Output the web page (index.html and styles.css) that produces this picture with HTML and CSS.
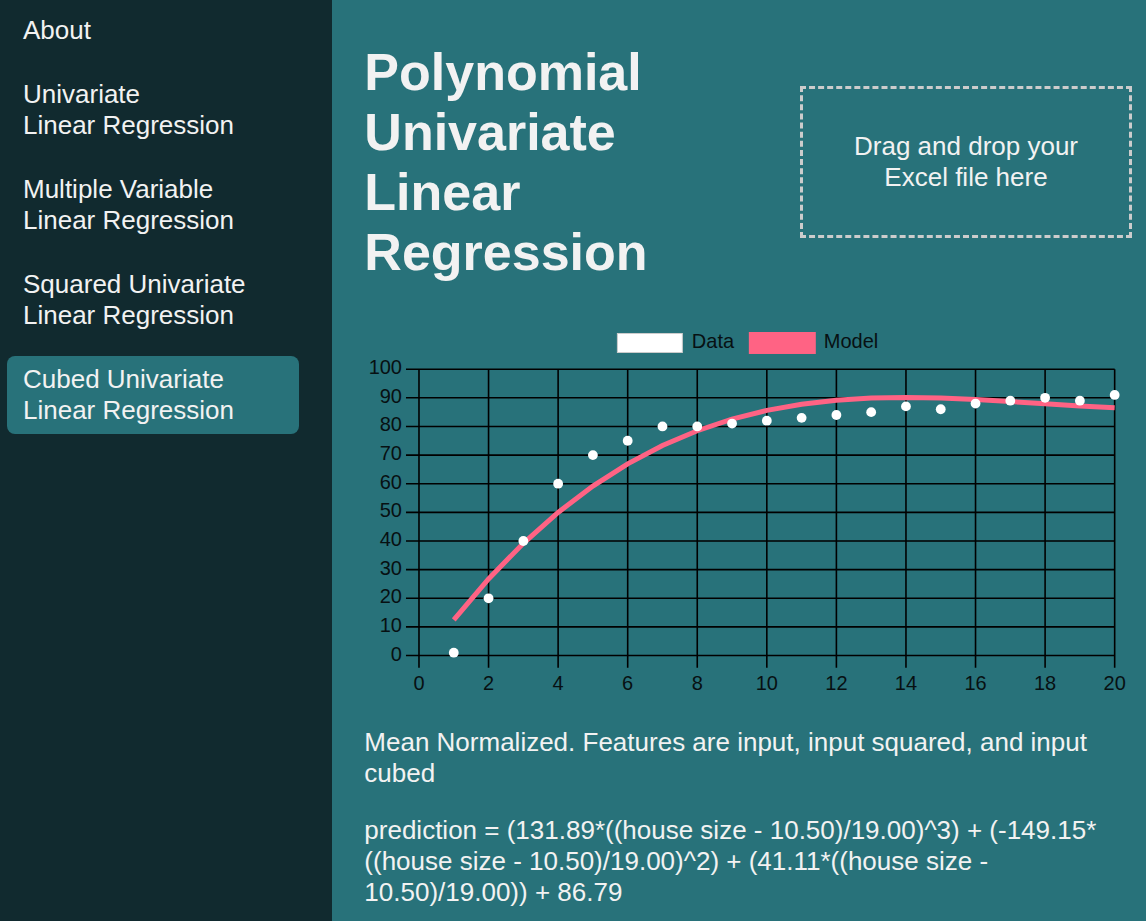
FILE: index.html
```html
<!DOCTYPE html>
<html lang="en">
<head>
<meta charset="utf-8">
<meta name="viewport" content="width=device-width, initial-scale=1">
<title>Polynomial Univariate Linear Regression</title>
<link rel="stylesheet" href="styles.css">
</head>
<body>
<div class="layout">
  <nav class="sidebar" aria-label="Models">
    <a class="nav-link" href="#about">About</a>
    <a class="nav-link" href="#univariate">Univariate<br>Linear Regression</a>
    <a class="nav-link" href="#multiple">Multiple Variable<br>Linear Regression</a>
    <a class="nav-link" href="#squared">Squared Univariate<br>Linear Regression</a>
    <a class="nav-link active" href="#cubed" aria-current="page">Cubed Univariate<br>Linear Regression</a>
  </nav>
  <main class="content">
    <header class="page-header">
      <h1 class="title">Polynomial Univariate Linear Regression</h1>
      <button class="drop-zone" type="button">Drag and drop your Excel file here</button>
    </header>
    <svg class="chart" viewBox="0 0 768 380" role="img" aria-label="Data and model chart">
      <g id="grid" class="grid"></g>
      <g id="labels" class="chart-text"></g>
      <polyline id="model" class="model-line"></polyline>
      <g id="data" class="data-points"></g>
      <rect class="key-data" x="253.5" y="13.5" width="65" height="19"></rect>
      <text class="chart-text" x="328" y="28">Data</text>
      <rect class="key-model" x="385" y="12" width="67" height="22"></rect>
      <text class="chart-text" x="460" y="28">Model</text>
    </svg>
    <p class="note">Mean Normalized. Features are input, input squared, and input cubed</p>
    <p class="note">prediction = (131.89*((house size - 10.50)/19.00)^3) + (-149.15*((house size - 10.50)/19.00)^2) + (41.11*((house size - 10.50)/19.00)) + 86.79</p>
  </main>
</div>
<script src="chart.js"></script>
</body>
</html>
```
FILE: styles.css
```css
* { box-sizing: border-box; }

body {
  margin: 0;
  background: #28727a;
  color: #f2f2f2;
  font: 26px/31px "Liberation Sans", Arial, sans-serif;
}

.layout {
  display: flex;
  min-height: 100vh;
}

.sidebar {
  flex: 0 0 29%;
  display: flex;
  flex-direction: column;
  gap: 17px;
  padding: 7px 33px 7px 7px;
  background: #112a2f;
}

.nav-link {
  padding: 8px 16px;
  border-radius: 8px;
  color: inherit;
  text-decoration: none;
}

.nav-link.active { background: #28727a; }

.content {
  flex: 1;
  min-width: 0;
  padding: 42px 14px 13px 32px;
}

.page-header {
  display: grid;
  grid-template-columns: 1fr 332px;
  column-gap: 52px;
  align-items: center;
  margin-bottom: 38px;
}

.title {
  margin: 0;
  font-size: 52px;
  line-height: 60px;
}

.drop-zone {
  padding: 42px;
  border: 3px dashed #ccc;
  background: transparent;
  color: inherit;
  font: inherit;
  text-align: center;
  cursor: pointer;
}

.chart {
  display: block;
  width: 100%;
  height: auto;
  margin-bottom: 27px;
}

.chart-text {
  fill: #071012;
  font-size: 20px;
}

.end { text-anchor: end; }
.middle { text-anchor: middle; }

.grid {
  stroke: #000;
  stroke-width: 1.6;
}

.model-line {
  fill: none;
  stroke: #ff6384;
  stroke-width: 5;
}

.data-points { fill: #fff; }

.key-data {
  fill: #fff;
  stroke: #ccc;
}

.key-model { fill: #ff6384; }

.note { margin: 0 0 26px; }
.note:last-child { margin-bottom: 0; }
```
FILE: chart.js
```js
const SVG = "http://www.w3.org/2000/svg";
const px = x => 55 + x * 34.8;
const py = y => 335.7 - y * 2.865;

function add(parentId, name, attrs, text) {
  const el = document.createElementNS(SVG, name);
  for (const key in attrs) el.setAttribute(key, attrs[key]);
  if (text !== undefined) el.textContent = text;
  document.getElementById(parentId).appendChild(el);
}

for (let v = 0; v <= 100; v += 10) {
  add("grid", "line", { x1: 42, x2: px(20), y1: py(v), y2: py(v) });
  add("labels", "text", { class: "end", x: 38, y: py(v) + 5 }, v);
}
for (let v = 0; v <= 20; v += 2) {
  add("grid", "line", { x1: px(v), x2: px(v), y1: py(100), y2: 348 });
  add("labels", "text", { class: "middle", x: px(v), y: 370 }, v);
}

const data = [1, 20, 40, 60, 70, 75, 80, 80, 81, 82, 83, 84, 85, 87, 86, 88, 89, 90, 89, 91];
data.forEach((y, i) => add("data", "circle", { cx: px(i + 1), cy: py(y), r: 4.9 }));

const points = data.map((_, i) => {
  const u = (i + 1 - 10.5) / 19;
  const y = 131.89 * u ** 3 - 149.15 * u ** 2 + 41.11 * u + 86.79;
  return px(i + 1) + "," + py(y);
});
document.getElementById("model").setAttribute("points", points.join(" "));
```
★ ★ ★ ★ ★
Instruction
Retype the whole listing exactly and leave the pictures out.

Exercise output
Output the web page (index.html and styles.css) that produces this picture with HTML and CSS.
FILE: index.html
```html
<!DOCTYPE html>
<html lang="en">
<head>
<meta charset="utf-8">
<meta name="viewport" content="width=device-width, initial-scale=1">
<title>Polynomial Univariate Linear Regression</title>
<link rel="stylesheet" href="styles.css">
</head>
<body>
<div class="layout">
  <nav class="sidebar" aria-label="Models">
    <a class="nav-link" href="#about">About</a>
    <a class="nav-link" href="#univariate">Univariate<br>Linear Regression</a>
    <a class="nav-link" href="#multiple">Multiple Variable<br>Linear Regression</a>
    <a class="nav-link" href="#squared">Squared Univariate<br>Linear Regression</a>
    <a class="nav-link active" href="#cubed" aria-current="page">Cubed Univariate<br>Linear Regression</a>
  </nav>
  <main class="content">
    <header class="page-header">
      <h1 class="title">Polynomial Univariate Linear Regression</h1>
      <button class="drop-zone" type="button">Drag and drop your Excel file here</button>
    </header>
    <svg class="chart" viewBox="0 0 768 380" role="img" aria-label="Data and model chart">
      <g id="grid" class="grid"></g>
      <g id="labels" class="chart-text"></g>
      <polyline id="model" class="model-line"></polyline>
      <g id="data" class="data-points"></g>
      <rect class="key-data" x="253.5" y="13.5" width="65" height="19"></rect>
      <text class="chart-text" x="328" y="28">Data</text>
      <rect class="key-model" x="385" y="12" width="67" height="22"></rect>
      <text class="chart-text" x="460" y="28">Model</text>
    </svg>
    <p class="note">Mean Normalized. Features are input, input squared, and input cubed</p>
    <p class="note">prediction = (131.89*((house size - 10.50)/19.00)^3) + (-149.15*((house size - 10.50)/19.00)^2) + (41.11*((house size - 10.50)/19.00)) + 86.79</p>
  </main>
</div>
<script src="chart.js"></script>
</body>
</html>
```
FILE: styles.css
```css
* { box-sizing: border-box; }

body {
  margin: 0;
  background: #28727a;
  color: #f2f2f2;
  font: 26px/31px "Liberation Sans", Arial, sans-serif;
}

.layout {
  display: flex;
  min-height: 100vh;
}

.sidebar {
  flex: 0 0 29%;
  display: flex;
  flex-direction: column;
  gap: 17px;
  padding: 7px 33px 7px 7px;
  background: #112a2f;
}

.nav-link {
  padding: 8px 16px;
  border-radius: 8px;
  color: inherit;
  text-decoration: none;
}

.nav-link.active { background: #28727a; }

.content {
  flex: 1;
  min-width: 0;
  padding: 42px 14px 13px 32px;
}

.page-header {
  display: grid;
  grid-template-columns: 1fr 332px;
  column-gap: 52px;
  align-items: center;
  margin-bottom: 38px;
}

.title {
  margin: 0;
  font-size: 52px;
  line-height: 60px;
}

.drop-zone {
  padding: 42px;
  border: 3px dashed #ccc;
  background: transparent;
  color: inherit;
  font: inherit;
  text-align: center;
  cursor: pointer;
}

.chart {
  display: block;
  width: 100%;
  height: auto;
  margin-bottom: 27px;
}

.chart-text {
  fill: #071012;
  font-size: 20px;
}

.end { text-anchor: end; }
.middle { text-anchor: middle; }

.grid {
  stroke: #000;
  stroke-width: 1.6;
}

.model-line {
  fill: none;
  stroke: #ff6384;
  stroke-width: 5;
}

.data-points { fill: #fff; }

.key-data {
  fill: #fff;
  stroke: #ccc;
}

.key-model { fill: #ff6384; }

.note { margin: 0 0 26px; }
.note:last-child { margin-bottom: 0; }
```
FILE: chart.js
```js
const SVG = "http://www.w3.org/2000/svg";
const px = x => 55 + x * 34.8;
const py = y => 335.7 - y * 2.865;

function add(parentId, name, attrs, text) {
  const el = document.createElementNS(SVG, name);
  for (const key in attrs) el.setAttribute(key, attrs[key]);
  if (text !== undefined) el.textContent = text;
  document.getElementById(parentId).appendChild(el);
}

for (let v = 0; v <= 100; v += 10) {
  add("grid", "line", { x1: 42, x2: px(20), y1: py(v), y2: py(v) });
  add("labels", "text", { class: "end", x: 38, y: py(v) + 5 }, v);
}
for (let v = 0; v <= 20; v += 2) {
  add("grid", "line", { x1: px(v), x2: px(v), y1: py(100), y2: 348 });
  add("labels", "text", { class: "middle", x: px(v), y: 370 }, v);
}

const data = [1, 20, 40, 60, 70, 75, 80, 80, 81, 82, 83, 84, 85, 87, 86, 88, 89, 90, 89, 91];
data.forEach((y, i) => add("data", "circle", { cx: px(i + 1), cy: py(y), r: 4.9 }));

const points = data.map((_, i) => {
  const u = (i + 1 - 10.5) / 19;
  const y = 131.89 * u ** 3 - 149.15 * u ** 2 + 41.11 * u + 86.79;
  return px(i + 1) + "," + py(y);
});
document.getElementById("model").setAttribute("points", points.join(" "));
```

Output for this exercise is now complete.